O romance de estreia de Becky Chambers é uma leitura muito gostosa e revigorante. A obra é a primeira de uma trilogia ambientada no universo Galactic Commons. A Longa Viagem a um Pequeno Planeta Hostil (The Long Way to a Small, Angry Planet, no original em inglês) foi originalmente auto-publicada em 2014 em formato digital, após o sucesso de uma tímida campanha no Kickstarter que recebeu o apoio de 53 fãs. Pouco tempo depois foi republicada no Reino Unido pela Hodder & Stoughton. O livro ainda foi um dos finalistas do Arthur C. Clarke Award de 2016. Em 2017, a Darkside Books trouxe o livro para o Brasil numa edição impecável com o capricho costumeiro da editora.
Na história, acompanhamos Rosemary Harper, uma humana de Marte que se junta à tripulação multi-espécie da Wayfarer, uma nave escavação de buracos de minhoca que conectam a comunidade galáctica. Rosemary vai atuar como guarda-livros em meio ao caos do dia-a-dia da nave.
A tripulação da Wayfarer é diversa e é difícil não se relacionar com pelo menos um deles: Sissix, a carinhosa piloto aandriskana; os técnicos humanos Kizzy Shao e Jenks; Dr. Chef, um grum que atua simultaneamente como cozinheiro e médico da tripulação; Ohan, um Sianat Par muito reservado que guiam a nave pelo hiperespaço durante as escavações; Corbin, o algaísta humano cor-de-rosa e mal humorado que foi criado numa das luas de Saturno; o Capitão Ashby Cantoso, um humano que cresceu na Frota do Êxodo; e por fim, Lovelace (Lovey para os mais íntimos), a simpática e prestativa IA da nave.

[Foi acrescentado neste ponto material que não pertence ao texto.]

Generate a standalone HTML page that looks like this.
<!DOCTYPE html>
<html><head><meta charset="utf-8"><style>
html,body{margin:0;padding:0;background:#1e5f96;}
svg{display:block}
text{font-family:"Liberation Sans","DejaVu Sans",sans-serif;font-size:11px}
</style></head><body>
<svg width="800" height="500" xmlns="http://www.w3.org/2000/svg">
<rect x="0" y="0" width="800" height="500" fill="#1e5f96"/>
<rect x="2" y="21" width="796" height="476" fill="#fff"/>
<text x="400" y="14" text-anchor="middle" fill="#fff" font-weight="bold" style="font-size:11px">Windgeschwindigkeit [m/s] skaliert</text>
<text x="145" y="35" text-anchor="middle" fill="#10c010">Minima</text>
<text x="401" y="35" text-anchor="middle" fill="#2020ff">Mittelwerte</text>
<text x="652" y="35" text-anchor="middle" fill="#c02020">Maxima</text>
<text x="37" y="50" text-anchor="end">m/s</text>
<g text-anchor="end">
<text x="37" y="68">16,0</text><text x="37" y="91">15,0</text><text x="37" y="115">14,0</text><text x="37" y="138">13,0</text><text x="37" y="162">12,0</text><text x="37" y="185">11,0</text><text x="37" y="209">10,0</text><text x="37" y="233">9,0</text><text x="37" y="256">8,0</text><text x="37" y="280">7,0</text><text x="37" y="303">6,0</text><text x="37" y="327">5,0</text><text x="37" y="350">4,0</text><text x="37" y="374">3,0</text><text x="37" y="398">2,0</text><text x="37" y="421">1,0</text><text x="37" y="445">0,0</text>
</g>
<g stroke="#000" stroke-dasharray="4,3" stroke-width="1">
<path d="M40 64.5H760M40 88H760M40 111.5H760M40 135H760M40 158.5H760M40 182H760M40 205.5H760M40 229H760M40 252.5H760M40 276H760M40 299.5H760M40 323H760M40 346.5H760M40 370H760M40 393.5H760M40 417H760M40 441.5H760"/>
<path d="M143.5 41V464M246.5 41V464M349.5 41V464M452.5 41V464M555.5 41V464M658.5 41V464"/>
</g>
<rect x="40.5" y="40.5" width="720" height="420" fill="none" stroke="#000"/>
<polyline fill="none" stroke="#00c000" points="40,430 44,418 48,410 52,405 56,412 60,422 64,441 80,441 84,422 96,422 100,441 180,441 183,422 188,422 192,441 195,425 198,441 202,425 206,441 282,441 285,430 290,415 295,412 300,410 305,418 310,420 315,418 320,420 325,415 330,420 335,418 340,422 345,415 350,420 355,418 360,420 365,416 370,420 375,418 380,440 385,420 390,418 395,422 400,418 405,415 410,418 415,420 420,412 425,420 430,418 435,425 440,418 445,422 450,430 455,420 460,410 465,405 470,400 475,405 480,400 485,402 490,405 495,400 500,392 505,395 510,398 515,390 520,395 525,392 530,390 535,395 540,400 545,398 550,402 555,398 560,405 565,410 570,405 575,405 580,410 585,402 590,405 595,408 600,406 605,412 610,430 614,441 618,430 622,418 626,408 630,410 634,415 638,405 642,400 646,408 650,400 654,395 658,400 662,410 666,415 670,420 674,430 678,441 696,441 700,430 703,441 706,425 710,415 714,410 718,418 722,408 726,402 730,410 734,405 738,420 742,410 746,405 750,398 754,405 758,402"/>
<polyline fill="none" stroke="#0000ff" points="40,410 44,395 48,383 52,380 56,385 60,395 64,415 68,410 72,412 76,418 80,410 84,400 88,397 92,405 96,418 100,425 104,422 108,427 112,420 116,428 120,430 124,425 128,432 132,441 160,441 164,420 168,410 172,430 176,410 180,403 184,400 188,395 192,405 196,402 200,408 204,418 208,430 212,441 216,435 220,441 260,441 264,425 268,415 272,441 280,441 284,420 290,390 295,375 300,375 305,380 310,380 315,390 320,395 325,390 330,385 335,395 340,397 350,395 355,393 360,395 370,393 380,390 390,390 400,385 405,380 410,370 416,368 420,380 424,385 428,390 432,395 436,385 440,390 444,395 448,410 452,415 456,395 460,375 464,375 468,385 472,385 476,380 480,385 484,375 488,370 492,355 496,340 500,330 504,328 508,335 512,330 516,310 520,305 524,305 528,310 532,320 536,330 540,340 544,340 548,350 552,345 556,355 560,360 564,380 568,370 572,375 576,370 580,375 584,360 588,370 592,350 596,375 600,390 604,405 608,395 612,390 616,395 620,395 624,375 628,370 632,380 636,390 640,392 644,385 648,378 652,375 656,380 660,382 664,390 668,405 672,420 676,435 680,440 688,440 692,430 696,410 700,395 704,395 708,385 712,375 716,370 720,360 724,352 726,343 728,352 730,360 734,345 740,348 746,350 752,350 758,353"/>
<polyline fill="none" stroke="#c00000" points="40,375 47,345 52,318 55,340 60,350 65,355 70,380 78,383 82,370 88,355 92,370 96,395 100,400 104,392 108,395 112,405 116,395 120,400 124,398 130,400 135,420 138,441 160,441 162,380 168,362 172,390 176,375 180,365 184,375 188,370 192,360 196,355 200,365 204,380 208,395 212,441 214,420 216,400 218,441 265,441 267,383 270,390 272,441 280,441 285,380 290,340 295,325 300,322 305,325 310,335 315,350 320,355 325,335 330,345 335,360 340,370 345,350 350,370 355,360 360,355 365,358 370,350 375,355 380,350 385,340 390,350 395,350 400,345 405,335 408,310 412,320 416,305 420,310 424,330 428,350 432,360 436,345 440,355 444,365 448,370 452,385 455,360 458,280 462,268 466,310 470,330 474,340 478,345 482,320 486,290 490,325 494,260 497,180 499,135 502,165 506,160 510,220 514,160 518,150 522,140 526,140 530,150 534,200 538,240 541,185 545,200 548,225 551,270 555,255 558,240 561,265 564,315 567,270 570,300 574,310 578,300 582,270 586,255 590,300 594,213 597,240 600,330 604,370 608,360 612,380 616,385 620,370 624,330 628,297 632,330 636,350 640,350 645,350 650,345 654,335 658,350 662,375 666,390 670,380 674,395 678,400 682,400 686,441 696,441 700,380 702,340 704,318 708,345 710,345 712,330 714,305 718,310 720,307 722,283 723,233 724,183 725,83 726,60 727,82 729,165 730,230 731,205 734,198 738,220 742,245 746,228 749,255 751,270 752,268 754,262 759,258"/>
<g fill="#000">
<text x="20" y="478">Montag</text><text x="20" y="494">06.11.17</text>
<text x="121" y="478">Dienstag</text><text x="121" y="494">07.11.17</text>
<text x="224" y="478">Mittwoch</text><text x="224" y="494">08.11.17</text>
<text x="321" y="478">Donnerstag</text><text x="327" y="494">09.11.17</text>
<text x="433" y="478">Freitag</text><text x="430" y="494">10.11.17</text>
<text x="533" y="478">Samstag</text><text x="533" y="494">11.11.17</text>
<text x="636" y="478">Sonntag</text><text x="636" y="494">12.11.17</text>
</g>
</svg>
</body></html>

Ao longo do livro, acompanhamos esta tripulação numa longa viagem através da galáxia numa missão que vai mudar suas vidas para sempre. Durante a jornada, temos a oportunidade de conhecer cada um dos personagens enquanto eles mesmos vão se conhecendo, e enquanto suas relações vão evoluindo de formas inesperadas. A narrativa em terceira pessoa nos permite vivenciar a história do ponto de vista de cada um deles, mas é principalmente através de Rosemary que temos a chance de conhecer novos mundos, novas raças, novas formas de enxergar a diversidade da Comunidade Galáctica, e a nossa.

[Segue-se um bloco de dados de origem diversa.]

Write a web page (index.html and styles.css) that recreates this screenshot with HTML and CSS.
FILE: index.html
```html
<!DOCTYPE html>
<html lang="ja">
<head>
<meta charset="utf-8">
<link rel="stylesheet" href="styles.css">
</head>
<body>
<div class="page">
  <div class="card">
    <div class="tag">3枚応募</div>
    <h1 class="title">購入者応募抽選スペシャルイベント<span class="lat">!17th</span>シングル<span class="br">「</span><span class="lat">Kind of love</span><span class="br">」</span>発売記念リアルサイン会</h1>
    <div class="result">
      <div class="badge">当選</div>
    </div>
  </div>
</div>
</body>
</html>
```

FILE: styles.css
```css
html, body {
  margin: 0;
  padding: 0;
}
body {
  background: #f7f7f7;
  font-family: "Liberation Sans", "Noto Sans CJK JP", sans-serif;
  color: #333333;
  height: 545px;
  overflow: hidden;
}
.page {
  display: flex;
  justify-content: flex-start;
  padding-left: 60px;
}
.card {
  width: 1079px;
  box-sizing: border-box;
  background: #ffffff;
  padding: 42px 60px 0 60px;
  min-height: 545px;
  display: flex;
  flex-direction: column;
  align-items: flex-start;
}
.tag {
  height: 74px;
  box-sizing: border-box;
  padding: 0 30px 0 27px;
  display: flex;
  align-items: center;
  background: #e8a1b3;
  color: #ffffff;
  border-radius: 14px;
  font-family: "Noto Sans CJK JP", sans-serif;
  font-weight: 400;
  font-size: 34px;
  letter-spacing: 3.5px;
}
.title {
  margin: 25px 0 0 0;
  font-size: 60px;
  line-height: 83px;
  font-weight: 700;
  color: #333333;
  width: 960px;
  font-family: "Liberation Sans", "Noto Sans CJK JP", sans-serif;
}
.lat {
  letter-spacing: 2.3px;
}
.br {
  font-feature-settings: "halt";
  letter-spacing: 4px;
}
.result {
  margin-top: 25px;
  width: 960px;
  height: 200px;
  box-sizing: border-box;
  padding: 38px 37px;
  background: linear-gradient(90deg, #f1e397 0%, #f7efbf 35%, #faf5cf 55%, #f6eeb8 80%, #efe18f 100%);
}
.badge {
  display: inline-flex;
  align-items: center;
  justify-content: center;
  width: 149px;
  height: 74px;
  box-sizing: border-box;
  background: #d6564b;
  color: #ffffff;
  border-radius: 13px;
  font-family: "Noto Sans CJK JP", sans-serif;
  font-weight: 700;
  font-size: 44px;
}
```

O universo criado por Chambers tem o melhor do gênero space opera, e faz uso das referências passando longe de obviedades. Podemos notar influências de Star Trek, Mass Effect e tantas outras obras icônicas da ficção científica. Como que para ilustrar toda a diversidade abordada na história, a Wayfarer é descrita como uma nave feita de retalhos, construída à base de improvisação.
Um elemento da história que merece destaque é o uso da temática ciberpunk de forma muito sensível e inclusiva. Diferente ciberpunk clássico, que retratava a tecnologia como uma forma de corrupção daquilo que humano, em Planeta Hostil vemos o discurso invertido: as modificações do próprio corpo não tornam a pessoa menos humanas, pelo contrário, servem ao propósito de melhor alinhar interior e exterior, harmonizando corpo e alma. Da forma como é colocado, implantes e kits de melhoramento são como uma extensão natural das tatuagens e piercings. São mais uma forma de expressão, e isso é muito bem vindo em tempos como o nosso.
Se você está atrás de uma leitura emocionante e humana, A Longa Viagem a um Pequeno Planeta Hostil pode ser o livro que você está procurando. A autora também ganha outro ponto por escrever esta história numa linguagem acessível que não exige ser letrado em ficção científica para saborear.